I'm trying to understand the following (Lets pretend MyStorageClass is huge) :

class MyStorageClass
{
public:
  string x;
  string y;
  string z;
};

class storage
{
public:
  storage();
  ~storage()
  {
    vector<MyStorageClass *>::iterator it = myVec.begin(); it != myVec.end(); it++)
    {
      delete *it;
    }

  vector<MyStorageClass*> getItems()
  {
    for(int i = 0; i < 10; ++i)
    { 
      v.push_back(new MyStorageClass());
    }
    return v;
  }

private:
  vector<MyStorageClass*> v;

};



main()
{
  storage s;
  vector<MyStorageClass*> vm = s.getItems();
}

From my understading, when s returns the vector and is assigned to vm this is done as a copy (by value). So if s went out of scope and calls it destructor, vm has its own copy and its structure is not affected. However, passing by value is not efficient. So, if you change it to pass by reference:

vector<MyStorageClass*>& getItems()
{
  for(int i = 0; i < 10; ++i)
  { 
    v.push_back(new MyStorageClass());
  }
  return v;
}

You pass the memory location of v (in class Storage). But you still assign a copy of it using the = operator to the vector vm in the Main class. So, vm is independent of v, and if Storage destructor is called vm unaffected.

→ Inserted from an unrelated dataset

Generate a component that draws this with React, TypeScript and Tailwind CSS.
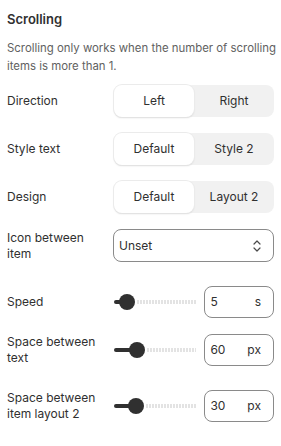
import React, { useState } from 'react';

const Segmented = ({ options, value, onChange }: { options: string[]; value: number; onChange: (i: number) => void }) => (
  <div className="flex h-8 w-40 rounded-lg bg-[#f1f1f1]">
    {options.map((o, i) => (
      <button
        key={o}
        onClick={() => onChange(i)}
        className={`flex-1 rounded-lg text-[12px] text-[#303030] ${value === i ? 'bg-white shadow-[0_1px_0_0_#e3e3e3,0_0_0_1px_#ebebeb,0_1px_2px_rgba(0,0,0,0.12)]' : ''}`}
      >
        {o}
      </button>
    ))}
  </div>
);

const SliderRow = ({ label, value, unit, pos }: { label: React.ReactNode; value: string; unit: string; pos: number }) => (
  <div className="flex items-center">
    <div className="mr-[11px] w-24 shrink-0 text-[12px] leading-4 text-[#303030]">{label}</div>
    <div className="relative h-4 w-[83px]">
      <div className="absolute left-0 top-[6px] h-1 rounded-full bg-[#303030]" style={{ width: pos }} />
      <div
        className="absolute right-0 top-[6px] h-1 bg-[repeating-linear-gradient(90deg,#e3e3e3_0_2px,transparent_2px_3px)]"
        style={{ left: pos + 10 }}
      />
      <div className="absolute top-0 h-4 w-4 rounded-full bg-[#303030]" style={{ left: pos - 8 }} />
    </div>
    <div className="ml-2 flex h-8 w-[70px] items-center justify-between rounded-lg border border-[#8a8a8a] pl-[5px] pr-3 text-[12px] text-[#303030]">
      <span>{value}</span>
      <span>{unit}</span>
    </div>
  </div>
);

const App: React.FC = () => {
  const [dir, setDir] = useState(0);
  const [styleText, setStyleText] = useState(0);
  const [design, setDesign] = useState(0);

  return (
    <div className="min-h-screen bg-white px-[7px] pt-[10px] font-['Inter',sans-serif] text-[#303030]">
      <h2 className="text-[13px] font-semibold leading-[18px]">Scrolling</h2>
      <p className="-mr-[7px] mt-[11px] text-[11.4px] leading-[18px] text-[#616161]">
        Scrolling only works when the number of scrolling items is more than 1.
      </p>

      <div className="mt-[10px] flex flex-col gap-4">
        <div className="flex items-center">
          <div className="mr-[11px] w-24 shrink-0 text-[12px]">Direction</div>
          <Segmented options={['Left', 'Right']} value={dir} onChange={setDir} />
        </div>
        <div className="flex items-center">
          <div className="mr-[11px] w-24 shrink-0 text-[12px]">Style text</div>
          <Segmented options={['Default', 'Style 2']} value={styleText} onChange={setStyleText} />
        </div>
        <div className="flex items-center">
          <div className="mr-[11px] w-24 shrink-0 text-[12px]">Design</div>
          <Segmented options={['Default', 'Layout 2']} value={design} onChange={setDesign} />
        </div>
        <div className="flex items-center">
          <div className="mr-[10px] w-24 shrink-0 text-[12px] leading-4">Icon between item</div>
          <div className="flex h-[33px] flex-1 items-center justify-between rounded-lg border border-[#8a8a8a] pl-[5px] pr-[10px] text-[12px]">
            <span>Unset</span>
            <svg width="12" height="14" viewBox="0 0 12 14" fill="none" stroke="#4a4a4a" strokeWidth="1.2" strokeLinecap="round" strokeLinejoin="round">
              <path d="M3 5l3-3 3 3" />
              <path d="M3 9l3 3 3-3" />
            </svg>
          </div>
        </div>
      </div>

      <div className="mt-6">
        <SliderRow label="Speed" value="5" unit="s" pos={13} />
      </div>
      <div className="mt-4">
        <SliderRow label={<>Space between<br />text</>} value="60" unit="px" pos={23} />
      </div>
      <div className="mt-6">
        <SliderRow label={<>Space between<br />item layout 2</>} value="30" unit="px" pos={22} />
      </div>
      <div className="mt-6 h-px bg-[#e3e3e3]" />
    </div>
  );
};

export default App;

Finally, if getItems returned a reference and in main you had the following:

main()
{
  storage s;
  vector<MyStorageClass*> &vm = s.getItems();
}

Now, vm holds the address of v. So it is affected by the Storage destructor.

Question: Is what I've stated above true?

Answer 1

Yes, you have understood this correctly. Now, if you want to take it to the next level, start by finding reasons why this is bad:

1. Returning pointer or references to class internals breaks encapsulation.
2. The reference you get will become a dangling reference once the corresponding s-object is destroyed, thereby breaking the invariant that references are always valid.
3. By returning a vector of pointers you leave the caller wondering weather he has to delete those pointers or not.

A better solution would be for storage to expose methods begin and end that return the corresponding iterators from s. Alternatively, you can use the Visitor-pattern for algorithms that need to operate on s.

Also, in your case it seems like the vector s is supposed to own the objects it contains. That would be a good indicator for use of boost::ptr_vector.

Answer 2

Even though a vector copies its values, the values in your case are the pointers, and not the objects pointed to. So "vm has it's own copy" is not fully true: The resulting vector in your first piece of code will have a copy of the pointers, but not of the MyStorageClass objects they are pointing to; so, actually in all of your 3 code examples the pointers stored in vm would not be valid anymore if the Storage destructor is called!

If you need to make sure, though, that Storage isn't destroyed before the last access to one of the MyStorageClass objects anyway, then, of the presented methods, the third way would be the preferred one, since the vector data (i.e. the pointers) is in memory only once then. You should consider returning a const vector, however, else every caller of getItems can modify the v vector of the Storage class through the returned reference.

As others have already pointed out, exposing the vector itself might not be that good of an idea in the first place; you might consider using iterators instead or the Visitor pattern.

Furthermore, the usage of pointers - where not absolutely needed - is in bigger projects usually rather frowned upon. Consider using smart pointers, such as std::auto_ptr (not very recommendable though due to strange copy semantics), or the more easily understandable boost::shared_ptr / std::tr1::shared_ptr.

Just as a side note, the first and second code example will (at least in most modern compilers) have the exact same performance, since in the first case, the compiler can optimize the temporary return value away (check out "Return value optimization").